# Provided records start

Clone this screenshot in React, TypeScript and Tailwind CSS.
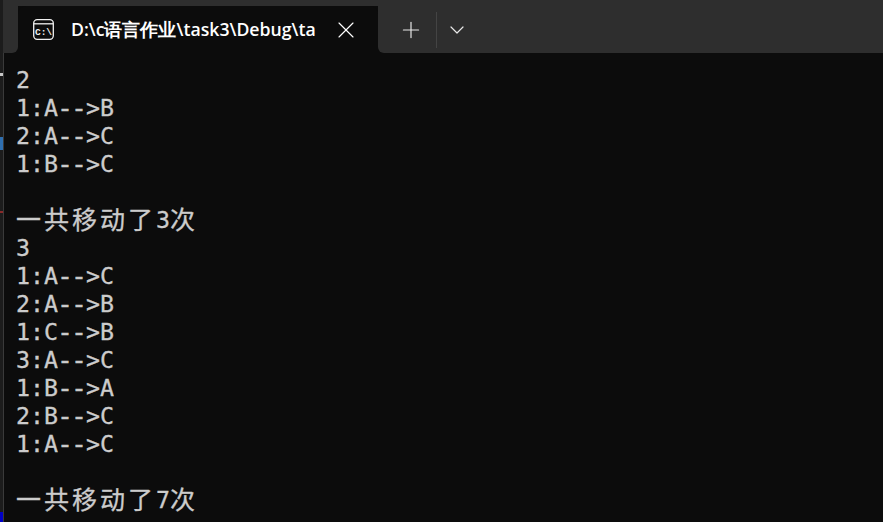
import { Plus, ChevronDown, X } from "lucide-react";

const mono = "font-['DejaVu_Sans_Mono','Liberation_Mono',monospace]";
const cjk = "font-['Noto_Sans_CJK_SC',sans-serif] text-[25px] leading-[24px]";

// Liberation Mono has the longer hyphen, closer to the console font
function Move({ from, to, disk }: { from: string; to: string; disk: number }) {
  return (
    <div className="h-[28px] whitespace-pre">
      {disk}:{from}
      <span className="font-['Liberation_Mono',monospace] [-webkit-text-stroke:0.7px_#cccccc]">--</span>
      {">"}
      {to}
    </div>
  );
}

// CJK glyphs sit on a two-cell grid, the digit on a single cell
function Total({ count }: { count: number }) {
  return (
    <div className="flex h-[28px] items-start whitespace-pre">
      <span className={`w-[140px] tracking-[3px] ${cjk}`}>一共移动了</span>
      <span className="w-[14px]">{count}</span>
      <span className={`w-[28px] ${cjk}`}>次</span>
    </div>
  );
}

function ConsoleIcon() {
  return (
    <svg width="21" height="21" viewBox="0 0 21 21" fill="none" stroke="#f2f2f2" strokeWidth="1.3">
      <rect x="0.7" y="0.7" width="19.6" height="19.6" rx="3.5" />
      <path d="M1 4.8h19" />
      <text x="10.5" y="15.5" textAnchor="middle" fontFamily="Liberation Mono, monospace" fontWeight="700" fontSize="9.5" fill="#f2f2f2" stroke="none">
        {"C:\\"}
      </text>
    </svg>
  );
}

// sliver of the desktop showing past the window edge
function DesktopEdge() {
  return (
    <div className="flex w-[3px] shrink-0 flex-col bg-[#1c1c1c]">
      <div className="h-[73px]" />
      <div className="h-[3px] bg-[#c8c8c8]" />
      <div className="h-[61px]" />
      <div className="h-[13px] bg-[#2f6fb0]" />
      <div className="h-[61px]" />
      <div className="h-[2px] bg-[#8a2a2a]" />
      <div className="h-[299px]" />
      <div className="h-[10px] bg-[#0000c8]" />
    </div>
  );
}

export default function App() {
  return (
    <div className="flex h-[522px] w-[883px] overflow-hidden bg-[#0c0c0c]">
      <DesktopEdge />
      <div className="flex min-w-0 flex-1 flex-col">
        <div className="flex h-[53px] shrink-0 bg-[#0c0c0c]">
          <div className="w-[15px] rounded-br-[6px] bg-[#2e2e2e]" />
          <div className="flex flex-col">
            <div className="h-[6px] bg-[#2e2e2e]" />
            <div className="flex h-[47px] w-[360px] items-center rounded-t-[8px] bg-[#0c0c0c] pl-[15px]">
              <ConsoleIcon />
              <span className="ml-[17px] w-[246px] overflow-hidden font-['Open_Sans',sans-serif] text-[17.7px] font-semibold whitespace-nowrap text-white">
                {"D:\\c语言作业\\task3\\Debug\\ta"}
              </span>
              <X className="ml-[15px] text-white" size={28} strokeWidth={1} />
            </div>
          </div>
          <div className="flex flex-1 items-center rounded-bl-[6px] bg-[#2e2e2e] pt-[6px]">
            <Plus className="ml-[20px] text-[#e8e8e8]" size={26} strokeWidth={1.1} />
            <div className="ml-[12px] h-[36px] w-px bg-[#444444]" />
            <ChevronDown className="ml-[8px] text-[#e8e8e8]" size={24} strokeWidth={1.2} />
          </div>
        </div>
        <div className="flex flex-1">
          <div className="w-px shrink-0 bg-[#3a3a3a]" />
          <div className={`flex-1 pt-[13px] pl-[12px] text-[23.25px] leading-[28px] text-[#cccccc] [-webkit-text-stroke:0.3px_#cccccc] ${mono}`}>
            <div className="h-[28px]">2</div>
            <Move disk={1} from="A" to="B" />
            <Move disk={2} from="A" to="C" />
            <Move disk={1} from="B" to="C" />
            <div className="h-[28px]" />
            <Total count={3} />
            <div className="h-[28px]">3</div>
            <Move disk={1} from="A" to="C" />
            <Move disk={2} from="A" to="B" />
            <Move disk={1} from="C" to="B" />
            <Move disk={3} from="A" to="C" />
            <Move disk={1} from="B" to="A" />
            <Move disk={2} from="B" to="C" />
            <Move disk={1} from="A" to="C" />
            <div className="h-[28px]" />
            <Total count={7} />
          </div>
        </div>
      </div>
    </div>
  );
}
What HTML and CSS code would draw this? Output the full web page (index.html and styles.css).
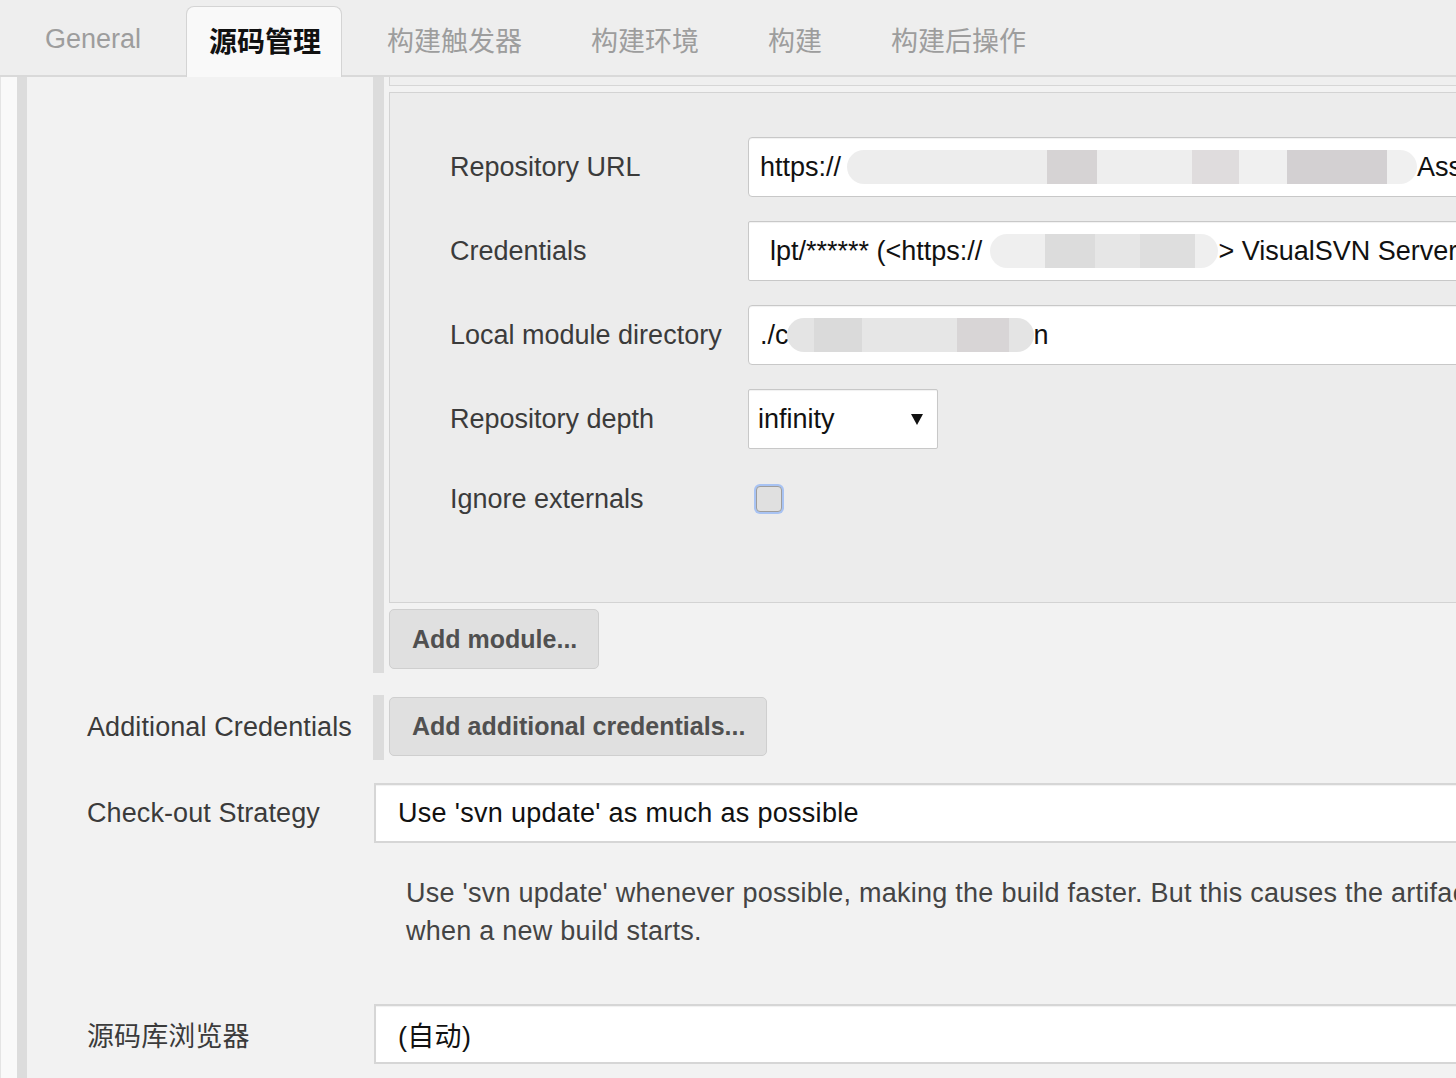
FILE: index.html
```html
<!DOCTYPE html>
<html lang="zh">
<head>
<meta charset="utf-8">
<title>Jenkins 源码管理</title>
<link rel="stylesheet" href="styles.css">
</head>
<body>
<div class="tabbar">
  <div class="tab">General</div>
  <div class="tab active">源码管理</div>
  <div class="tab">构建触发器</div>
  <div class="tab">构建环境</div>
  <div class="tab">构建</div>
  <div class="tab">构建后操作</div>
</div>
<div class="page">
  <div class="strip"></div>
  <div class="rail"></div>
  <div class="form">
    <div class="row">
      <div class="label"></div>
      <div class="content chunk">
        <div class="chunk-bar"></div>
        <div class="chunk-body">
          <div class="prev-box"></div>
          <div class="module-box">
            <div class="flabel">Repository URL</div>
            <div class="input">https://<span class="redact redact-url"></span><span>Assets/trunk</span></div>
            <div class="flabel">Credentials</div>
            <div class="input input-cred"><span>lpt/****** (&lt;https://</span><span class="redact redact-cred"></span><span>&gt; VisualSVN Server</span></div>
            <div class="flabel">Local module directory</div>
            <div class="input">./c<span class="redact redact-dir"></span>n</div>
            <div class="flabel">Repository depth</div>
            <div class="input select-small"><span>infinity</span><svg class="arrow" width="12" height="11" viewBox="0 0 12 11"><path d="M0 0 H12 L6 11 Z" fill="#111"/></svg></div>
            <div class="flabel">Ignore externals</div>
            <div class="check-cell"><div class="checkbox"></div></div>
          </div>
          <div class="btn btn-module">Add module...</div>
        </div>
      </div>
    </div>
    <div class="row row-cred">
      <div class="label">Additional Credentials</div>
      <div class="content chunk">
        <div class="chunk-bar"></div>
        <div class="chunk-body chunk-body-cred">
          <div class="btn btn-cred">Add additional credentials...</div>
        </div>
      </div>
    </div>
    <div class="row row-strategy">
      <div class="label">Check-out Strategy</div>
      <div class="content">
        <div class="input select-wide">Use 'svn update' as much as possible</div>
      </div>
    </div>
    <div class="row">
      <div class="label"></div>
      <div class="content help">Use 'svn update' whenever possible, making the build faster. But this causes the artifacts from the previous build to remain<br>when a new build starts.</div>
    </div>
    <div class="row row-browser">
      <div class="label">源码库浏览器</div>
      <div class="content">
        <div class="input select-wide">(自动)</div>
      </div>
    </div>
  </div>
</div>
</body>
</html>
```
FILE: styles.css
```css
html, body {
  margin: 0;
  padding: 0;
  overflow: hidden;
}
body {
  width: 1700px;
  background: #f2f2f2;
  font-family: "Liberation Sans", Arial, "Noto Sans CJK SC", sans-serif;
  font-size: 27px;
  color: #3b3b3b;
}

/* tabs */
.tabbar {
  display: flex;
  align-items: flex-end;
  height: 75px;
  padding-left: 21px;
  background: #eeeeee;
  border-bottom: 2px solid #d9d9d9;
}
.tab {
  height: 71px;
  margin-bottom: -2px;
  margin-right: 21px;
  padding: 0 23px 5px;
  box-sizing: border-box;
  display: flex;
  align-items: center;
  color: #9d9d9d;
  font-size: 27px;
  border: 1px solid transparent;
  border-bottom: none;
}
.tab.active {
  background: #f9f9f9;
  border-color: #d4d4d4;
  border-radius: 8px 8px 0 0;
  color: #111;
  font-weight: 700;
  font-size: 28px;
  padding-left: 22px;
  padding-right: 20px;
}

/* page frame */
.page {
  display: flex;
  min-height: 1001px;
}
.strip {
  width: 16px;
  background: #f9f9f9;
  border-left: 1px solid #e4e4e4;
  flex: none;
}
.rail {
  width: 10px;
  background: #dcdcdc;
  flex: none;
}
.form {
  flex: 1;
  min-width: 0;
}

.row {
  display: flex;
}
.label {
  width: 346px;
  flex: none;
  box-sizing: border-box;
  padding-left: 60px;
  display: flex;
  align-items: center;
  color: #3b3b3b;
  letter-spacing: 0.1px;
}
.content {
  flex: 1;
  min-width: 0;
}

/* repeated chunk */
.chunk {
  display: flex;
}
.chunk-bar {
  width: 11px;
  flex: none;
  margin-right: 5px;
  background: #dcdcdc;
}
.chunk-body {
  flex: 1;
  min-width: 0;
  padding-bottom: 4px;
}
.prev-box {
  height: 8px;
  background: #efefef;
  border-left: 1px solid #d6d6d6;
  border-bottom: 1px solid #d6d6d6;
}
.module-box {
  margin-top: 6px;
  background: #ececec;
  border: 1px solid #d3d3d3;
  padding: 44px 0 77px 60px;
  display: grid;
  grid-template-columns: 298px 1fr;
  grid-template-rows: 60px 60px 60px 60px 52px;
  row-gap: 24px;
}
.flabel {
  align-self: center;
  white-space: nowrap;
  color: #3b3b3b;
}

/* inputs */
.input {
  height: 60px;
  box-sizing: border-box;
  background: #fff;
  border: 1px solid #c8c8c8;
  border-radius: 4px;
  box-shadow: inset 0 1px 1px rgba(0, 0, 0, 0.06);
  display: flex;
  align-items: center;
  padding-left: 11px;
  color: #111;
  white-space: pre;
  overflow: hidden;
}
.input-cred {
  padding-left: 21px;
  border-radius: 2px;
}
.select-small {
  width: 190px;
  padding-left: 9px;
  padding-right: 14px;
  justify-content: space-between;
  border-radius: 2px;
}
.arrow {
  display: block;
  flex: none;
}
.select-wide {
  border-radius: 0;
  border: 2px solid #d6d6d6;
  padding-left: 22px;
  margin-left: 1px;
  letter-spacing: 0.3px;
}

/* redaction blurs */
.redact {
  display: inline-block;
  flex: none;
  height: 34px;
  border-radius: 17px;
  filter: blur(0.6px);
}
.redact-url {
  width: 570px;
  margin-left: 6px;
  background: linear-gradient(90deg,
    #ededed 0, #ededed 200px,
    #d6d3d4 200px, #d6d3d4 250px,
    #eeeeee 250px, #eeeeee 345px,
    #dfdcdd 345px, #dfdcdd 392px,
    #f0f0f0 392px, #f0f0f0 440px,
    #d3d0d2 440px, #d3d0d2 540px,
    #f0f0f0 540px);
}
.redact-cred {
  width: 228px;
  margin-left: 8px;
  background: linear-gradient(90deg,
    #efefef 0, #efefef 55px,
    #dcdcdc 55px, #dcdcdc 105px,
    #e6e6e6 105px, #e6e6e6 150px,
    #dedede 150px, #dedede 205px,
    #efefef 205px);
}
.redact-dir {
  width: 247px;
  margin-left: -2px;
  background: linear-gradient(90deg,
    #e4e4e4 0, #e4e4e4 27px,
    #dadada 27px, #dadada 75px,
    #e6e6e6 75px, #e6e6e6 170px,
    #d8d5d6 170px, #d8d5d6 222px,
    #e4e4e4 222px);
}

/* checkbox */
.check-cell {
  display: flex;
  align-items: center;
  padding-left: 8px;
}
.checkbox {
  width: 24px;
  height: 24px;
  background: #e0e0e0;
  border: 1px solid #9d9d9d;
  border-radius: 4px;
  box-shadow: 0 0 0 2px #a8c3f3;
}

/* buttons */
.btn {
  display: inline-flex;
  align-items: center;
  height: 60px;
  box-sizing: border-box;
  padding: 0 21px 0 22px;
  background: #e0e0e0;
  border: 1px solid #cfcfcf;
  border-radius: 5px;
  font-weight: 700;
  font-size: 25px;
  color: #505050;
  white-space: nowrap;
}
.btn-module {
  margin-top: 6px;
}

.row-cred {
  margin-top: 22px;
}
.chunk-body-cred {
  padding-top: 2px;
  padding-bottom: 4px;
}
.btn-cred {
  height: 59px;
}

.row-strategy {
  margin-top: 23px;
}
.help {
  padding-left: 33px;
  margin-top: 31px;
  line-height: 38px;
  color: #444;
  white-space: nowrap;
  letter-spacing: 0.25px;
}
.row-browser {
  margin-top: 54px;
}
```
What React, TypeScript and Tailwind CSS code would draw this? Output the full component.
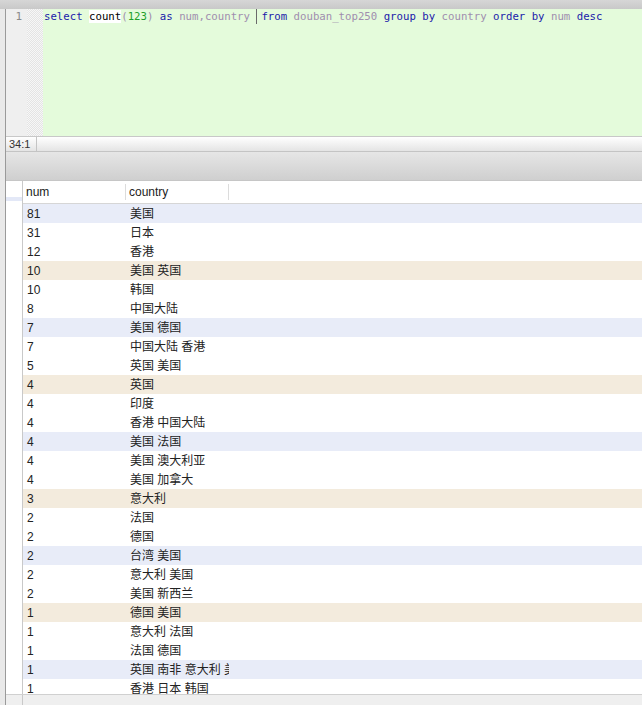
import React from 'react'

const rows: [string, string][] = [
  ['81', '美国'],
  ['31', '日本'],
  ['12', '香港'],
  ['10', '美国 英国'],
  ['10', '韩国'],
  ['8', '中国大陆'],
  ['7', '美国 德国'],
  ['7', '中国大陆 香港'],
  ['5', '英国 美国'],
  ['4', '英国'],
  ['4', '印度'],
  ['4', '香港 中国大陆'],
  ['4', '美国 法国'],
  ['4', '美国 澳大利亚'],
  ['4', '美国 加拿大'],
  ['3', '意大利'],
  ['2', '法国'],
  ['2', '德国'],
  ['2', '台湾 美国'],
  ['2', '意大利 美国'],
  ['2', '美国 新西兰'],
  ['1', '德国 美国'],
  ['1', '意大利 法国'],
  ['1', '法国 德国'],
  ['1', '英国 南非 意大利 美国'],
  ['1', '香港 日本 韩国'],
]

const mono = { fontFamily: '"DejaVu Sans Mono", "Liberation Mono", monospace' }
const sans = { fontFamily: '"Liberation Sans", Arial, "Noto Sans CJK SC", sans-serif' }

function rowBg(i: number) {
  if (i % 6 === 0) return 'bg-[#e8ecf8]'
  if (i % 6 === 3) return 'bg-[#f3ebdd]'
  return 'bg-white'
}

export default function App() {
  return (
    <div className="w-[642px] h-[705px] overflow-hidden flex flex-col bg-white">
      {/* top strip */}
      <div className="h-[9px] bg-gradient-to-b from-[#d6d6d6] to-[#c9c9c9]" />

      <div className="flex-1 flex min-h-0">
        {/* left edge */}
        <div className="w-[6px] bg-[#e9e9e9] border-r border-[#9a9a9a]" />

        <div className="flex-1 flex flex-col min-w-0">
          {/* editor */}
          <div className="h-[128px] flex border-b border-[#c8c8c8] bg-[#e4fbdb]">
            <div className="w-[21px] bg-[#efefef] text-[#8a8a8a] text-[11px] text-right pr-[5px] pt-0 leading-[15px]" style={mono}>
              1
            </div>
            <div className="w-[16px] bg-[repeating-conic-gradient(#e4e4e4_0_25%,#f7f7f7_0_50%)] bg-[length:2px_2px]" />
            <div className="pl-px pt-0 text-[10.7px] leading-[15px] whitespace-pre" style={mono}>
              <span className="text-[#1a1aaa]">select</span>{' '}
              <span className="bg-white text-black">count</span>
              <span className="text-[#a08eae]">(</span>
              <span className="text-[#1f9e2a]">123</span>
              <span className="text-[#a08eae]">)</span>{' '}
              <span className="text-[#1a1aaa]">as</span>{' '}
              <span className="text-[#a08eae]">num,country </span>
              <span className="inline-block w-px h-[15px] bg-[#6a6a6a] align-[-4px] mr-[4px]" />
              <span className="text-[#1a1aaa]">from</span>{' '}
              <span className="text-[#a08eae]">douban_top250</span>{' '}
              <span className="text-[#1a1aaa]">group by</span>{' '}
              <span className="text-[#a08eae]">country</span>{' '}
              <span className="text-[#1a1aaa]">order by</span>{' '}
              <span className="text-[#a08eae]">num</span>{' '}
              <span className="text-[#1a1aaa]">desc</span>
            </div>
          </div>

          {/* status bar */}
          <div className="h-[15px] flex bg-gradient-to-b from-white to-[#e4e4e4] border-b border-[#c4c4c4]">
            <div className="w-[31px] pl-[3px] text-[11px] leading-[15px] text-[#333] border-r border-[#c4c4c4]" style={sans}>
              34:1
            </div>
          </div>

          {/* toolbar */}
          <div className="h-[29px] bg-gradient-to-b from-[#e6e6e6] to-[#cfcfcf] border-b border-[#c6c6c6]" />

          {/* results table */}
          <div className="flex-1 min-h-0 overflow-hidden flex" style={sans}>
            <div className="w-[17px] border-r border-[#c9c9c9] bg-white flex flex-col">
              <div className="h-[23px] flex flex-col justify-end">
                <div className="h-[4px] bg-[#e3e8f7] mb-[3px]" />
              </div>
            </div>
            <div className="flex-1 flex flex-col min-w-0">
              <div className="h-[23px] shrink-0 flex items-center border-b border-[#d6d6d6] text-[12px] text-[#222]">
                <div className="w-[103px] pl-[3px] h-[16px] leading-[16px] border-r border-[#dcdcdc]">num</div>
                <div className="w-[103px] pl-[3px] h-[16px] leading-[16px] border-r border-[#dcdcdc]">country</div>
              </div>
              {rows.map(([n, c], i) => (
                <div key={i} className={`h-[19px] shrink-0 flex items-center text-[12px] text-[#222] ${rowBg(i)}`}>
                  <div className="w-[103px] pl-[4px]">{n}</div>
                  <div className="w-[103px] pl-[4px] whitespace-nowrap overflow-hidden">{c}</div>
                </div>
              ))}
            </div>
          </div>

          {/* bottom area */}
          <div className="h-[11px] shrink-0 flex bg-[#efefef] border-t border-[#d0d0d0]">
            <div className="w-[17px] border-r border-[#c9c9c9]" />
          </div>
        </div>
      </div>
    </div>
  )
}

# Provided records end

* Exercise details *
Repeat only the lines from the one with "What React, TypeScript" down to the one with "import React from 'react'", word for word and both included, and leave the pictures out.

* Solution to this exercise *
What React, TypeScript and Tailwind CSS code would draw this? Output the full component.
import React from 'react'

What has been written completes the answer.